Infatti, man mano che l'inquietante trama avanza, assistiamo alla progressiva degenerazione della vicenda - sempre in bilico sull'orlo di un baratro - in un'orgia caotica di corpi e membra che si intrecciano, denti che stridono e carne viva e pulsante, per sfociare infine nel puro cannibalismo. Ancora una volta, bisogna notare l'influsso surrealista di Svankmajer, per il quale Kurosaka nutre una grandissima ammirazione. Proprio come il regista ceco e l'americano Bill Plympton (Idiots and Angels), l'autore giapponese utilizza il surrealismo come mezzo per parlare dell'interiorità; noi spettatori vediamo la realtà filtrata dagli occhi di Midori, con le conseguenti alterazioni derivanti dalle sue capacità percettive, e le visioni a cui assistiamo non sono che la manifestazione di un mondo dominato dalla fame e dall'impulso - non a caso i cinque scienziati sono rappresentati dai simboli dei sensi. Difatti il surrealismo, nella sua iperbole espressiva, permette di riportare alla luce ciò che è nascosto sotto la superficie: una realtà estremizzata, amplificata smisuratamente nella sua consistenza.

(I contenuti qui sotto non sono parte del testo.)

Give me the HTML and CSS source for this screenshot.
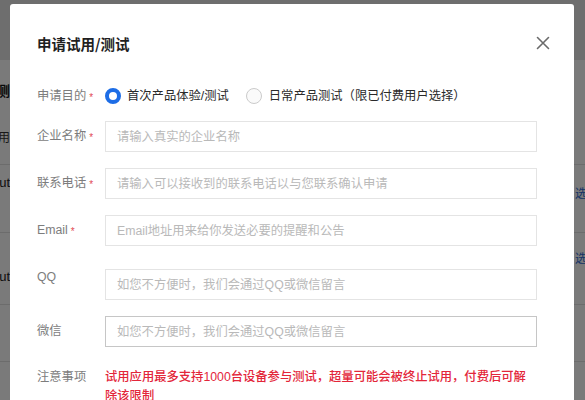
FILE: index.html
```html
<!DOCTYPE html>
<html lang="zh-CN">
<head>
<meta charset="utf-8">
<title>申请试用/测试</title>
<link rel="stylesheet" href="styles.css">
</head>
<body>
<div class="page">
  <div class="bg-header"></div>
  <div class="bg-row bg-row-1">
    <div class="bg-left">
      <span class="bg-strong">观测</span>
      <span class="bg-sub">试用</span>
    </div>
  </div>
  <div class="bg-row bg-row-2">
    <div class="bg-left"><span class="bg-text">Output</span></div>
    <div class="bg-right"><span class="bg-link">选择</span></div>
  </div>
  <div class="bg-row bg-row-3">
    <div class="bg-left bg-left-low"><span class="bg-text">Output</span></div>
    <div class="bg-right"><span class="bg-link">选择</span></div>
  </div>
  <div class="bg-row bg-row-4"></div>
  <div class="bg-row bg-row-5"></div>
</div>

<div class="overlay"></div>

<div class="modal">
  <div class="modal-header">
    <h2 class="modal-title">申请试用/测试</h2>
    <span class="modal-close" aria-label="关闭">
      <svg width="14" height="14" viewBox="0 0 14 14"><path d="M1.5 1.5 L12.5 12.5 M12.5 1.5 L1.5 12.5" stroke="#6b6b6b" stroke-width="1.6" fill="none" stroke-linecap="round"/></svg>
    </span>
  </div>
  <form class="form">
    <div class="row row-radio">
      <label class="label">申请目的<span class="req">*</span></label>
      <div class="radios">
        <span class="radio radio-on"></span>
        <span class="radio-text">首次产品体验/测试</span>
        <span class="radio radio-off"></span>
        <span class="radio-text">日常产品测试（限已付费用户选择）</span>
      </div>
    </div>
    <div class="row">
      <label class="label">企业名称<span class="req">*</span></label>
      <input class="input" type="text" placeholder="请输入真实的企业名称">
    </div>
    <div class="row">
      <label class="label">联系电话<span class="req">*</span></label>
      <input class="input" type="text" placeholder="请输入可以接收到的联系电话以与您联系确认申请">
    </div>
    <div class="row">
      <label class="label">Email<span class="req">*</span></label>
      <input class="input" type="text" placeholder="Email地址用来给你发送必要的提醒和公告">
    </div>
    <div class="row row-top row-qq">
      <label class="label">QQ</label>
      <input class="input" type="text" placeholder="如您不方便时，我们会通过QQ或微信留言">
    </div>
    <div class="row">
      <label class="label">微信</label>
      <input class="input input-hover" type="text" placeholder="如您不方便时，我们会通过QQ或微信留言">
    </div>
    <div class="row row-top row-note">
      <label class="label label-note">注意事项</label>
      <p class="note">试用应用最多支持1000台设备参与测试，超量可能会被终止试用，付费后可解除该限制</p>
    </div>
  </form>
</div>
</body>
</html>
```

FILE: styles.css
```css
* { box-sizing: border-box; }

html, body {
  margin: 0;
  padding: 0;
}

body {
  width: 585px;
  height: 400px;
  overflow: hidden;
  position: relative;
  font-family: "Liberation Sans", "Noto Sans CJK SC", sans-serif;
  background: #ffffff;
}

/* ---------- background page ---------- */
.page {
  display: flex;
  flex-direction: column;
  width: 585px;
}

.bg-header {
  height: 60px;
  background: #e6e6e6;
}

.bg-row {
  display: flex;
  justify-content: space-between;
  border-bottom: 1px solid #e2e2e2;
}

.bg-row-1 { height: 105px; }
.bg-row-2 { height: 68px; }
.bg-row-3 { height: 72px; }
.bg-row-4 { height: 57px; }
.bg-row-5 { height: 80px; }

.bg-left {
  display: flex;
  flex-direction: column;
  align-items: flex-end;
  width: 40px;
  margin-left: -30px;
}

.bg-strong {
  font-family: "Noto Sans CJK SC", sans-serif;
  font-weight: 700;
  font-size: 14px;
  color: #111;
  margin-top: 20px;
  line-height: 20px;
}

.bg-sub {
  font-family: "Noto Sans CJK SC", sans-serif;
  font-size: 12px;
  color: #333;
  margin-top: 27px;
  line-height: 20px;
}

.bg-text {
  font-size: 13px;
  color: #222;
  margin-top: 8px;
  line-height: 20px;
}

.bg-left-low .bg-text { margin-top: 34px; }

.bg-right {
  width: 40px;
  margin-right: -30px;
}

.bg-link {
  font-family: "Noto Sans CJK SC", sans-serif;
  font-size: 12px;
  color: #2f6bd6;
  line-height: 20px;
  display: block;
  margin-top: 18px;
}

.bg-row-3 .bg-link { margin-top: 15px; }

/* ---------- overlay + modal ---------- */
.overlay {
  position: absolute;
  inset: 0;
  background: rgba(0, 0, 0, 0.52);
}

.modal {
  position: absolute;
  left: 10px;
  top: 4px;
  width: 564px;
  height: 440px;
  background: #ffffff;
  border-radius: 3px;
  padding: 30px 37px 0 27px;
}

.modal-header {
  display: flex;
  justify-content: space-between;
  align-items: center;
  height: 20px;
}

.modal-title {
  margin: 0;
  font-family: "Noto Sans CJK SC", sans-serif;
  font-size: 14.5px;
  font-weight: 700;
  color: #1f1f1f;
  line-height: 20px;
}

.modal-close {
  display: flex;
  width: 14px;
  height: 14px;
  margin-right: -13px;
  margin-top: -2px;
}

/* ---------- form ---------- */
.form {
  display: flex;
  flex-direction: column;
  gap: 16px;
  margin-top: 32px;
  font-size: 12.3px;
}

.row {
  display: flex;
  align-items: center;
}

.row-top { align-items: flex-start; }

.row-radio {
  height: 20px;
  margin-bottom: -1px;
}

.row-qq { margin-top: 7px; }
.row-qq .label { line-height: 16px; }

.row-note { margin-top: 5px; }

.label {
  width: 68px;
  flex: none;
  color: #7d7d7d;
  line-height: 19px;
}

.req {
  color: #e24a55;
  font-size: 10px;
  margin-left: 3px;
  position: relative;
  top: 1px;
}

.radios {
  display: flex;
  align-items: center;
  color: #2a2a2a;
}

.radio {
  width: 16px;
  height: 16px;
  border-radius: 50%;
  flex: none;
}

.radio-on {
  border: 4px solid #1d6de6;
  background: #fff;
}

.radio-off {
  border: 1px solid #cbcbcb;
  background: #fafafa;
  margin-left: 17px;
}

.radio-text {
  margin-left: 6px;
  line-height: 19px;
}

.radio-off + .radio-text { margin-left: 7px; }

.input {
  flex: 1;
  height: 31px;
  border: 1px solid #e4e4e4;
  border-radius: 0;
  padding: 0 11px;
  font-family: "Liberation Sans", "Noto Sans CJK SC", sans-serif;
  font-size: 12.3px;
  color: #333;
  background: #fff;
  outline: none;
}

.input::placeholder { color: #b9b9b9; }

.input-hover { border-color: #c6c6c6; }

.note {
  margin: 0;
  width: 426px;
  font-family: "Liberation Sans", "Noto Sans CJK SC", sans-serif;
  font-weight: 500;
  color: #e3263a;
  line-height: 19px;
}
```
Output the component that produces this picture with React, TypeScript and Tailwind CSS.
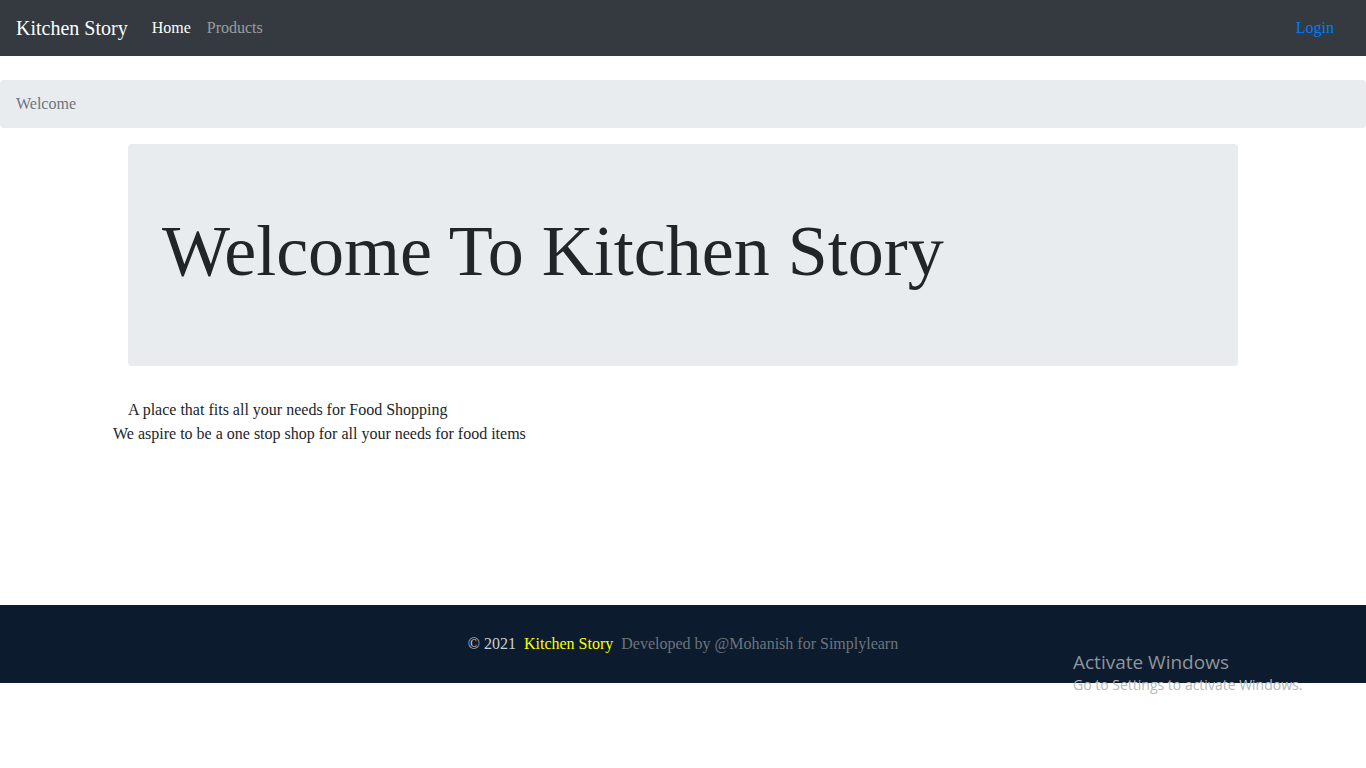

Midori-ko è un'opera stratificata, che necessita di numerose visioni per essere apprezzata e approfondita appieno; un dipinto in movimento che ha richiesto al suo creatore ben tredici anni di lavorazione e un totale di circa 30.000 disegni. L'esempio tangibile di come il cinema sperimentale d'autore sia ancora, più che mai, vivo e forte.